We quote hon’ble apex court’s landmark decision in Malabar Industrial Co. Vs. CIT [243 ITR 83] (SC) wherein it was held that an assessment has to be both erroneous as well as causing prejudice to the interest of the Revenue; simultaneously, before it is sought to be subjected to exercise of revision jurisdiction u/s.263 of the Act. Their lordships further make it clear that it is not each and every assessment which attracts Section 263 revision but only wherein the Assessing Officer has not taken one of the two possible views; as the case may be.
We therefore hold that the PCIT has erred in law and on facts in assuming Section 263 revision jurisdiction.
FULL TEXT OF THE ORDER OF ITAT HYDERABAD
These assessee’s appeals for AY.2012-13 arise against the Pr.CIT-3 & CIT(A)-6, Hyderabad’s order(s) dated 18-112016 & 13-03-2019 in appeal Nos. 10/Pr.CIT-3/263/16-17 & 10098/2017-18 /A3/CIT(A)-6, involving proceedings u/s.143(3) (in former appeal) and u/s.143(3) r.w.s.263 (in latter appeal) of the Income Tax Act, 1961 [in short, ‘the Act’]; respectively.
Heard both the parties.
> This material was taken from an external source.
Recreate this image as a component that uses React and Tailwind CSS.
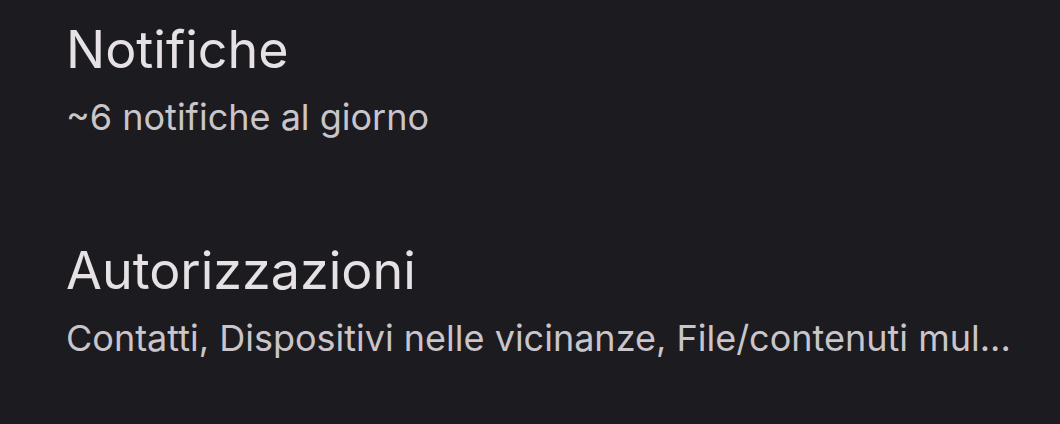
import React from 'react';

const items = [
  { title: 'Notifiche', subtitle: '~6 notifiche al giorno' },
  { title: 'Autorizzazioni', subtitle: 'Contatti, Dispositivi nelle vicinanze, File/contenuti mul...' },
];

const SettingRow = ({ title, subtitle }) => (
  <div className="flex flex-col">
    <div className="text-[52px] leading-[60px] text-[#e6e1e5]">{title}</div>
    <div className="mt-[15px] text-[36px] leading-[44px] text-[#c9c5ca] whitespace-nowrap">{subtitle}</div>
  </div>
);

export default function App() {
  return (
    <div
      className="w-[1060px] h-[424px] bg-[#1c1b1f] pl-[66px] pt-[20px] flex flex-col gap-[102px] overflow-hidden"
      style={{ fontFamily: 'Inter, "Open Sans", sans-serif' }}
    >
      {items.map((item) => (
        <SettingRow key={item.title} {...item} />
      ))}
    </div>
  );
}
Case files perused.
2. It transpires at the outset that this assessee’s instant appeal suffers from 85 days delay stated to be attributable to the reason(s) beyond its control as per condonation petition/affidavit. No rebuttal has come from the departmental side. The impugned delay is condoned therefore.
3. We advert to the assessee’s former appeal ITA No.557/Hyd/2018 challenging correctness of the PCIT’s action assuming Section 263 revision jurisdiction thereby terming the corresponding regular assessment dt.16-03-2015 as an erroneous and prejudicial one to the interest of the Revenue. There is no dispute that the CIT’s detailed discussion holds in Section 263 order in paras 7 to 11 inter alia hold that the assessee had derived interest income of Rs.44,84,828/- on the fixed deposits made with the Karur Vysya Bank, Hyderabad followed by its claim of administrative expenditure, financial costs and depreciation etc. to the tune of Rs.1,87,311/-, Rs.2,853/- and Rs.44,46,552/-; respectively totalling to Rs.46,36,716/-. The PCIT holds that the said three heads of expenses are in the nature of pre-operative expenditure which could not be set-off against the assessee’s foregoing interest income. And that the Assessing Officer’s action allowing the assessee’s claim in a very casual and mechanical manner deserves to be revised for want of proper enquiry rendering the impugned assessment as both erroneous as well as prejudicial to interest of the Revenue.
4. We have given our thoughtful consideration to rival pleadings and find no reason to sustain the impugned revision action. This is for the reason that the assessee’s administrative expenses are in the nature of compulsorily office expenditure which have been held eligible for intra-head set-off against income from other sources than u/s.57(iii) by the Assessing Officer. The factual position is hardly different qua its latter two heads of financial costs; including that directly paid to the bank of Rs.2,8,53/- (supra) pertains to the very account only as well as the fact that the impugned depreciation/amortization has been a continuing relief granted very well from the preceding assessment years, whose facts and figures are nowhere in dispute.
Coupled with this, the assessee has also filed on record the necessary correspondence/show cause notice issued by the Assessing Officer in Section 143(2) & 142(1) notices dt.13-05-2014 and 24-02-2015 followed by its detailed reply on 0212-2015. We therefore hold that the PCIT has erred in law and on facts in assuming Section 263 revision jurisdiction. We quote hon’ble apex court’s landmark decision in Malabar Industrial Co. Vs. CIT [243 ITR 83] (SC) wherein it was held that an assessment has to be both erroneous as well as causing prejudice to the interest of the Revenue; simultaneously, before it is sought to be subjected to exercise of revision jurisdiction u/s.263 of the Act. Their lordships further make it clear that it is not each and every assessment which attracts Section 263 revision but only wherein the Assessing Officer has not taken one of the two possible views; as the case may be. We draw strong support therefrom and reverse the learned PCIT’s action exercising Section 263 revision jurisdiction. The impugned Section 143(3) regular assessment dt.16-03-2015 stands revived as the necessary corollary therefore.
The assessee’s instant Section 263 appeal ITA No. 557/Hyd/2018 is accepted.
5. Same order to follow in assessee’s consequential latter appeal ITA No.1429/Hyd/2019 as the impugned assessment framed in furtherance to the PCIT’s foregoing Section 263 revision directions has no legs to stand.
No other ground has been pressed before us.
6. These assessee’s two appeals are allowed in above terms. A copy of this common order be placed in the respective case files.